Consequently, masculine grammatical forms in Greek do not imply the exclusion of women. These are ubiquitous throughout the New Testament. For example, Mark 8:34 “If anyone (TIS) would come after me, let that person deny himself (masculine singular) and take up his (masculine singular) cross and follow me.” For just a smattering of similar cases, see: Matthew 5:19; 10:22;16:24; 18:4; 24:12-13; Mark 9:35; Luke 9:23; 14:25-26, 27, 28-30; John 7:37-38; 9:31; 11:10;12:26, 26, 47; John 14:23, 24; 15:5; Romans 2:6; 8:9; 1 Corinthians 2:14; 3:12-15, 17; 5:11; 8:3,10; 10:28; 11:27-30; 14:24-25; 2 Corinthians 10:7; Galatians 6:3-5; 2 Thessalonians 3:14; 1 Timothy 5:8; 6:3-5; 2 Timothy 2:21; James 1:5-8; Revelation 3:20.
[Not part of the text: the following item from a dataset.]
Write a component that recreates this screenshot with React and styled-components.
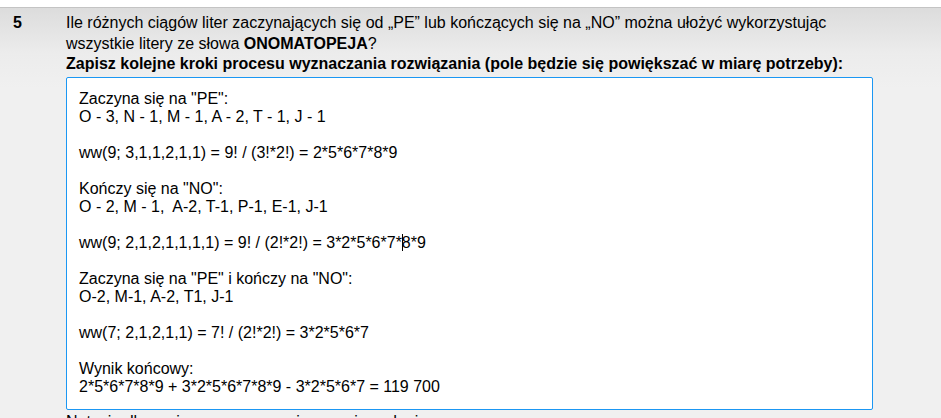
import React from "react";
import styled, { createGlobalStyle } from "styled-components";

const Global = createGlobalStyle`
  html, body { margin: 0; padding: 0; background: #f0f0f0; }
  body { font-family: "Liberation Sans", Arial, sans-serif; color: #000; }
`;

const Page = styled.div`
  width: 941px;
  height: 418px;
  overflow: hidden;
  background: #f0f0f0;
`;

const TopGap = styled.div`
  height: 7px;
  background: #ffffff;
  border-bottom: 1px solid #c4c4c4;
`;

const Row = styled.div`
  display: grid;
  grid-template-columns: 66px 807px;
  background: linear-gradient(to bottom, #dcdcdc 0px, #ececec 45px, #f0f0f0 80px);
`;

const Num = styled.div`
  font-weight: bold;
  font-size: 16px;
  padding: 4px 0 0 13px;
  line-height: 21px;
`;

const Body = styled.div`
  padding-top: 4px;
  font-size: 16px;
`;

const Question = styled.p`
  margin: 0;
  line-height: 21px;
`;

const Instruction = styled.p`
  margin: 0;
  font-weight: bold;
  line-height: 20px;
  padding-bottom: 3px;
`;

const AnswerBox = styled.div`
  background: #fff;
  border: 1px solid #1b97f3;
  border-radius: 2px;
  padding: 12px 12px 13px 12px;
  font-size: 16px;
  line-height: 18px;
  min-height: 304px;
`;

const Line = styled.div`
  min-height: 18px;
  white-space: pre;
`;

const Caret = styled.span`
  display: inline-block;
  width: 1px;
  height: 17px;
  background: #000;
  vertical-align: -3px;
  margin-right: -1px;
`;

const Note = styled.p`
  margin: 0;
  padding-top: 3px;
  line-height: 18px;
  font-size: 16px;
`;

const lines = [
  'Zaczyna się na "PE":',
  "O - 3, N - 1, M - 1, A - 2, T - 1, J - 1",
  "",
  "ww(9; 3,1,1,2,1,1) = 9! / (3!*2!) = 2*5*6*7*8*9",
  "",
  'Kończy się na "NO":',
  "O - 2, M - 1,  A-2, T-1, P-1, E-1, J-1",
  "",
  "CARET",
  "",
  'Zaczyna się na "PE" i kończy na "NO":',
  "O-2, M-1, A-2, T1, J-1",
  "",
  "ww(7; 2,1,2,1,1) = 7! / (2!*2!) = 3*2*5*6*7",
  "",
  "Wynik końcowy:",
  "2*5*6*7*8*9 + 3*2*5*6*7*8*9 - 3*2*5*6*7 = 119 700",
];

export default function App() {
  return (
    <Page>
      <Global />
      <TopGap />
      <Row>
        <Num>5</Num>
        <Body>
          <Question>
            Ile różnych ciągów liter zaczynających się od „PE” lub kończących się na „NO” można ułożyć wykorzystując
            wszystkie litery ze słowa <b>ONOMATOPEJA</b>?
          </Question>
          <Instruction>
            Zapisz kolejne kroki procesu wyznaczania rozwiązania (pole będzie się powiększać w miarę potrzeby):
          </Instruction>
          <AnswerBox>
            {lines.map((l, i) =>
              l === "CARET" ? (
                <Line key={i}>
                  ww(9; 2,1,2,1,1,1,1) = 9! / (2!*2!) = 3*2*5*6*7*<Caret />8*9
                </Line>
              ) : (
                <Line key={i}>{l}</Line>
              )
            )}
          </AnswerBox>
          <Note>Notacja dla zapisu procesu rozwiązywania zadania:</Note>
        </Body>
      </Row>
    </Page>
  );
}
These observations show why DeYoung’s first point, that Jesus was pro-woman, is so widely accepted among scholars, but not his second main point, that Jesus was complementarian in the narrow sense that excludes women from leadership. One wonders how the photo of a woman with no head perched on a stump in DeYoung’s article relates to his thesis.